• **Instructions to follow**:
Give again, word for word, the lines below that run from the line with "Emit a component" through the line with "string; prev: string;". Drop the pictures.

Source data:
┌──
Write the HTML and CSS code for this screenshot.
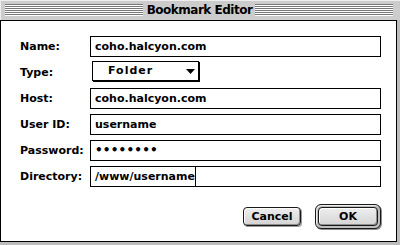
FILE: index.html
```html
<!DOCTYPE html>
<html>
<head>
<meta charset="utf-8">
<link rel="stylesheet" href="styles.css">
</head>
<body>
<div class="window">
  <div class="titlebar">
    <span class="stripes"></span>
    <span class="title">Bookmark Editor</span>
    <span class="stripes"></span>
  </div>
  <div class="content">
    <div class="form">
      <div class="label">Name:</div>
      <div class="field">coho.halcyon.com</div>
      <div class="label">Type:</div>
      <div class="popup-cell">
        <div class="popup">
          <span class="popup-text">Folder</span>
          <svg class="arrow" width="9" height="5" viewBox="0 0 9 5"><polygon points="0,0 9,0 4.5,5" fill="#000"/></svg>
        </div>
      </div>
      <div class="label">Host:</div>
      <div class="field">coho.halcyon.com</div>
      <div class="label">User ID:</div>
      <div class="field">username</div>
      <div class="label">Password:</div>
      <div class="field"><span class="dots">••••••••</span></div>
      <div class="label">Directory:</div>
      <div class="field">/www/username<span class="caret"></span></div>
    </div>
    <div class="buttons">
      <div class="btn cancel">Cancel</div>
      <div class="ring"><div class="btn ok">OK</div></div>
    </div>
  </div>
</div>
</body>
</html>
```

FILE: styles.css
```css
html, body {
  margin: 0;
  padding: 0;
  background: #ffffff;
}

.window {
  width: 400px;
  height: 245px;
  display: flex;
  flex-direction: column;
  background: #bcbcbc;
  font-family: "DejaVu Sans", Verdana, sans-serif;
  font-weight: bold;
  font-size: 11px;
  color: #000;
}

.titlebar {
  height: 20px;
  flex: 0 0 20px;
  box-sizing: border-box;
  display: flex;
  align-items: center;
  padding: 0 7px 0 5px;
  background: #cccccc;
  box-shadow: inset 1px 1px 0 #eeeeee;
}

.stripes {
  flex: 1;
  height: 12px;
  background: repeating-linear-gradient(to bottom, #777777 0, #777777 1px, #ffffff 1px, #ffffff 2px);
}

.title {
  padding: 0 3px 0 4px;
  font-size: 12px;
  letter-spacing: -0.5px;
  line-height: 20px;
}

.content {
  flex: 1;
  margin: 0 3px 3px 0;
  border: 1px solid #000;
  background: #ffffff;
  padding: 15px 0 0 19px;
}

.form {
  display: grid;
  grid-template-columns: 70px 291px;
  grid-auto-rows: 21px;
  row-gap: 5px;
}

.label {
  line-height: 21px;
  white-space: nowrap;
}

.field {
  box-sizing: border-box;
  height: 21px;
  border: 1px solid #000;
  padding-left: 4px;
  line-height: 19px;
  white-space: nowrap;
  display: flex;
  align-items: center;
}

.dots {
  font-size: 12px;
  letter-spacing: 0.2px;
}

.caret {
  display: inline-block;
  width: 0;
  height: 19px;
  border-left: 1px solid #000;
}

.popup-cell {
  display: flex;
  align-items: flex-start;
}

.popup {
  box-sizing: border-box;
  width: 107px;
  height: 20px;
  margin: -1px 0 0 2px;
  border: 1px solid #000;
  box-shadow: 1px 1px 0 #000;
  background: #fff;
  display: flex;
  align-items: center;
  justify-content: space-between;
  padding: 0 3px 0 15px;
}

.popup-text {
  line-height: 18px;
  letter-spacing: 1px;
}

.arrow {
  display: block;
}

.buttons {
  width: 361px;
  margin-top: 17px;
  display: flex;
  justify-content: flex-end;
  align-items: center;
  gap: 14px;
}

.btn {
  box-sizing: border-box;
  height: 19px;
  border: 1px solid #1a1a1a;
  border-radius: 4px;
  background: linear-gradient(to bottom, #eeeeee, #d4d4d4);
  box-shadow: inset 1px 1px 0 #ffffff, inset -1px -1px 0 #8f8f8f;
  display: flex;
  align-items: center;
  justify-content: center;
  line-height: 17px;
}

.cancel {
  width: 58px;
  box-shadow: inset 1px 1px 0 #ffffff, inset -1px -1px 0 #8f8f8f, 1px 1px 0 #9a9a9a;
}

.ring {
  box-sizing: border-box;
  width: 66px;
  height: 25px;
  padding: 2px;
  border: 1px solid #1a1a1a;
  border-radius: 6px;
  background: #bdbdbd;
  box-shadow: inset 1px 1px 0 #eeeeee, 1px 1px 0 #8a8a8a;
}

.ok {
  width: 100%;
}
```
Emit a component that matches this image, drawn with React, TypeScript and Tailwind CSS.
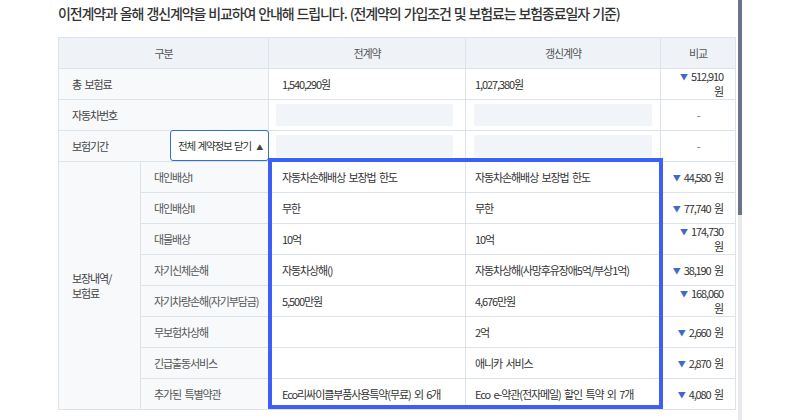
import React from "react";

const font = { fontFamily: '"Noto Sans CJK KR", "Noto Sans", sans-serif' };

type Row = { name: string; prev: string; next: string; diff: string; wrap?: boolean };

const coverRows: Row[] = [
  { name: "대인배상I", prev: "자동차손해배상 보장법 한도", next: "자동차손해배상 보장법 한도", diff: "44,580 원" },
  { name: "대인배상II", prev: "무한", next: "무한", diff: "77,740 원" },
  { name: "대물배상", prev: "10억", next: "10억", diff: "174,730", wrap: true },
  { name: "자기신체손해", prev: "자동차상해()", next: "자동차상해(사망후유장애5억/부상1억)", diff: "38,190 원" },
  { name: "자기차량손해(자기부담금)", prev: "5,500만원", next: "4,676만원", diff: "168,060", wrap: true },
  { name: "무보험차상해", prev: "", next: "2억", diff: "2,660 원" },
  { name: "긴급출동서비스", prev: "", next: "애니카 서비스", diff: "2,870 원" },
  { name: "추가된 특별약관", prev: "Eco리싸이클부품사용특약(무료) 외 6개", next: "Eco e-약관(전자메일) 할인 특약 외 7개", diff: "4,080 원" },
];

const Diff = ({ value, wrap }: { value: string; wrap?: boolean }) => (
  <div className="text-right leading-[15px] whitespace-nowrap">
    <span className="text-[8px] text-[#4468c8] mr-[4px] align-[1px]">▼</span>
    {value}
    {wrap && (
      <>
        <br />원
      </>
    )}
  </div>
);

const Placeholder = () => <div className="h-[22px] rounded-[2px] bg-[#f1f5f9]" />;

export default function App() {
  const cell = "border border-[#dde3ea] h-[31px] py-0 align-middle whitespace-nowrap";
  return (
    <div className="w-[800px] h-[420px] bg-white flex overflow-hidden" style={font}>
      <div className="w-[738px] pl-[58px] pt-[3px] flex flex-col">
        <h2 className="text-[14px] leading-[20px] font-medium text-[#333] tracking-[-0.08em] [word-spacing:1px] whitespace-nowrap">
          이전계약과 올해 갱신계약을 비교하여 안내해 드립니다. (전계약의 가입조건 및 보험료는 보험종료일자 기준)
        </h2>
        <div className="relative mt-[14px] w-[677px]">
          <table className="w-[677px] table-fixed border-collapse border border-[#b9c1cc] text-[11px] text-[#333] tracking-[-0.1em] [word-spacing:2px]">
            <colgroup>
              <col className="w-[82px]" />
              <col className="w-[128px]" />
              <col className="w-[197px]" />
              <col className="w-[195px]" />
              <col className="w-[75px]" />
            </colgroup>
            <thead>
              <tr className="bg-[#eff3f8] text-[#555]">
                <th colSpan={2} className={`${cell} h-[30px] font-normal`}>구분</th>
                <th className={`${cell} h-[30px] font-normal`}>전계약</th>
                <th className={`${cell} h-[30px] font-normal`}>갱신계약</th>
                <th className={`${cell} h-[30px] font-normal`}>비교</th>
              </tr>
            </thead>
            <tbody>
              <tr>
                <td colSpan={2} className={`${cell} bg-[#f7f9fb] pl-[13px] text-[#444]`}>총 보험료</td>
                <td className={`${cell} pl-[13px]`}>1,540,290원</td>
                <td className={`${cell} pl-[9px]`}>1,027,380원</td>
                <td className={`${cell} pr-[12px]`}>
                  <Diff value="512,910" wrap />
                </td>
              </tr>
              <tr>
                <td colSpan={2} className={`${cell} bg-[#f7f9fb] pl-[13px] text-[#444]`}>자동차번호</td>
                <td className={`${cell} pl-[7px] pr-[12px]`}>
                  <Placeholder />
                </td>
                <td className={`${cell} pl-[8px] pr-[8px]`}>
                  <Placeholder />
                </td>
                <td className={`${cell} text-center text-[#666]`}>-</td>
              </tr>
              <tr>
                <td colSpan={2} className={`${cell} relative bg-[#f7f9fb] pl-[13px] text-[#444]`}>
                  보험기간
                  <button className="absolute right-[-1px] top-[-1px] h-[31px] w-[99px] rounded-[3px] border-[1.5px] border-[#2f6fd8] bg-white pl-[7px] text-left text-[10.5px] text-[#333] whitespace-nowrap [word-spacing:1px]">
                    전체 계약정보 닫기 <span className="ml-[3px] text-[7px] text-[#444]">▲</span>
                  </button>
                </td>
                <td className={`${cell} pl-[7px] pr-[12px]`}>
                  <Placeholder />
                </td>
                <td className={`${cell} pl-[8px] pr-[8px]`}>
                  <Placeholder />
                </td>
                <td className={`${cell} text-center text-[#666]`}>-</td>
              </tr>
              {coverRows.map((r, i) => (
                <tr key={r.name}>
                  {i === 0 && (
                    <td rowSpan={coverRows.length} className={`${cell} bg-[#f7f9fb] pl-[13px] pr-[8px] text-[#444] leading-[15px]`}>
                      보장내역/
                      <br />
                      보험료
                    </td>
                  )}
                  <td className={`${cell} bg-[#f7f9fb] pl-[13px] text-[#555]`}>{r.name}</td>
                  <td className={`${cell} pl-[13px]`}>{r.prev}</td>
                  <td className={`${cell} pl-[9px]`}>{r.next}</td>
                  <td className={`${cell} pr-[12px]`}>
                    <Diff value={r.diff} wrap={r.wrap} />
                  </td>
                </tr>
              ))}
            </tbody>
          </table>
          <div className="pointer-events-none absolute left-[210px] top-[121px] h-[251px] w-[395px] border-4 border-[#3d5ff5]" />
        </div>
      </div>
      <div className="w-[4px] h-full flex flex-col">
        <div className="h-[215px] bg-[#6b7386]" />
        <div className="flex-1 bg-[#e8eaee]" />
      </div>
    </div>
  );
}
└──
• **Exercise solution**:
Emit a component that matches this image, drawn with React, TypeScript and Tailwind CSS.
import React from "react";

const font = { fontFamily: '"Noto Sans CJK KR", "Noto Sans", sans-serif' };

type Row = { name: string; prev: string; next: string; diff: string; wrap?: boolean };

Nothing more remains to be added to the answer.